DOLORES HULAN

BIO
Dolores Hulan is a performer, dancer and choreographer working and living in Brussels/Belgium. For her artistic practice she considers both working for and with other artists/makers/choreographers as well as continuing her own research and practice and teaching important if not essential.
In Vienna/ Austria she works with Willi Dorner and Milli Bitterli, from 2002 to 2006 she joins the company Contiuum – Brice Leroux (“Gravitataions” and “Quasar” as well as “Flocking” in 2012).
Since then she has worked with Mette Ingvartsen (“Giant City”), Vincent Dunoyer (“Encore”), Eleanor Bauer (“A Dance For The Newest Age”), Ariel Efraim Ashbel (“All White People Look The Same To Me”), Heine Afdal&Yukiko Shinozaki/fienldworks (“Borrowed Landscapes” and “the 7th Floor of the World”) and An Kaler (“Learning To Look Sideways” and “Contingencies”, premiered in 2014 ).
She performs in January 2015 for Ivo Dimchev in his piece “FEST” in NYC and Philadelphia.
2015 also finds her working with Hans van den Broeck on the piece “Celestial Commute” (Premiere in June 2015 in Brussels) as well as with Mette Ingvartsen on the new creation “7 Pleasures” , to be premiered in September 2015 in Graz/Austria.
Her own pieces include “No Sweet Conclusions” (2001), “(Blind) I walk”(2002), “Gudrun,” (2003) and “White Spaces” – together with Joanna Bailie and Christoph Ragg (2005).
In 2007 she starts her collaboration with Carl de Smet/noumenon which results in the pieces “Performing Qualia |1| & |2| “.
“Redefine” has been her latest solo work – in collaboration with Eugénie Poste (costume) and Jerry Killick (dramaturgy).
Currently she is starting a new work under the title “Residue_s” having residencies in Zsenne Art Laboratory and Les Bains Connective.
She has been teaching contemporary classes and improvisation in Brussels, Leuven and Konstanz.
FRAME OF RESEARCH
RESIDUE_S
How can we yield towards a/our future in a manner of reduction or quieting things down as opposed to speeding things up and multiplying them?
In this moment we call the present, in this moment where past and future meet, how can this moment be used to consciously make some sort of shift, or at least rise an awareness?
How could we value and take time to stop and witness and through this simple witnessing pause instead of adding on?
Could we then maybe carve out and discover the residues and more subtle traces of events?

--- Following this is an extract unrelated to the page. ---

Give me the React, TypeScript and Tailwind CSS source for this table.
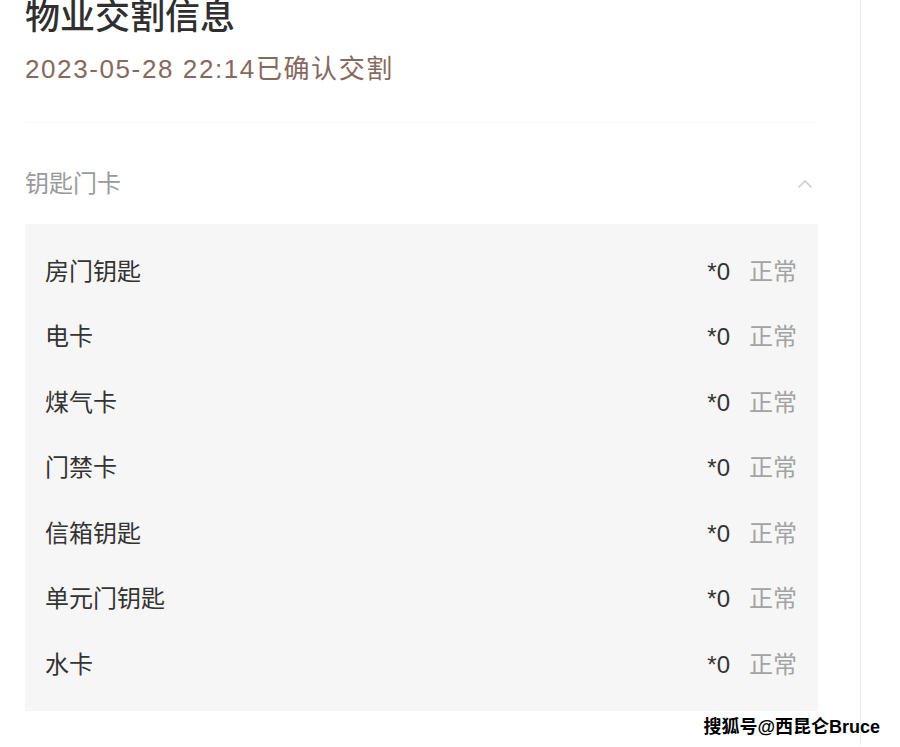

Linking this chain of thought to my artistic/movement practice (and the fact that the paradoxical need to continue doing work is evident) what I would like to examine in my current research is the question of what remains, what are the traces, what are the residues of actions, more precisely I am interested in the residues of both sound and movement, and possibly also language/voice.
One concrete tool for working I am interested in, is using a deck of cards: the “OBLIQUE STRATEGIES” – Over one hundred worthwhile dilemmas”.
These cards were developed by Brian Eno and Peter Schmidt over a number of years working – when at first each of them created their own set (Peter Schmidt created cards he called “The Thoughts behind the Thoughts” while Eno worked on cards he gave the name “Oblique Strategies”) – they eventually understood there was a significant overlap between both projects, and ended up combing them into one single deck of cards.
From the introduction to the 2001 edition:
“These cards evolved from separate observations of the principles underlying what we were doing. Sometimes they were recognised in retrospect (intellect catching up with intuition), sometimes they were identified as they were happening, sometimes they were formulated. They can be used as a pack, or by drawing a single card from the shuffled pack when a dilemma occurs in a working situation. In this case the card is trusted even if its appropriateness is quite unclear. They are not final, as new ideas will present themselves, and others will become self-evident.”
I would like to apply (some of the) words/phrases/remarks, these ‘traces’ of work that Brian Eno and Peter Schmidt created, throughout the process – they are seen as residues of words, residues of thoughts.
Tackling the paradox of trying to reduce rather than add by using principle of chance – using the deck of cards as one example.
What does the notion “reducing rather than producing” mean, and is that even possible? How can i rather ‘take away’ than ‘add on’ – and, again: is that even possible? And can that be expressed through the body, through movement, through language/voice?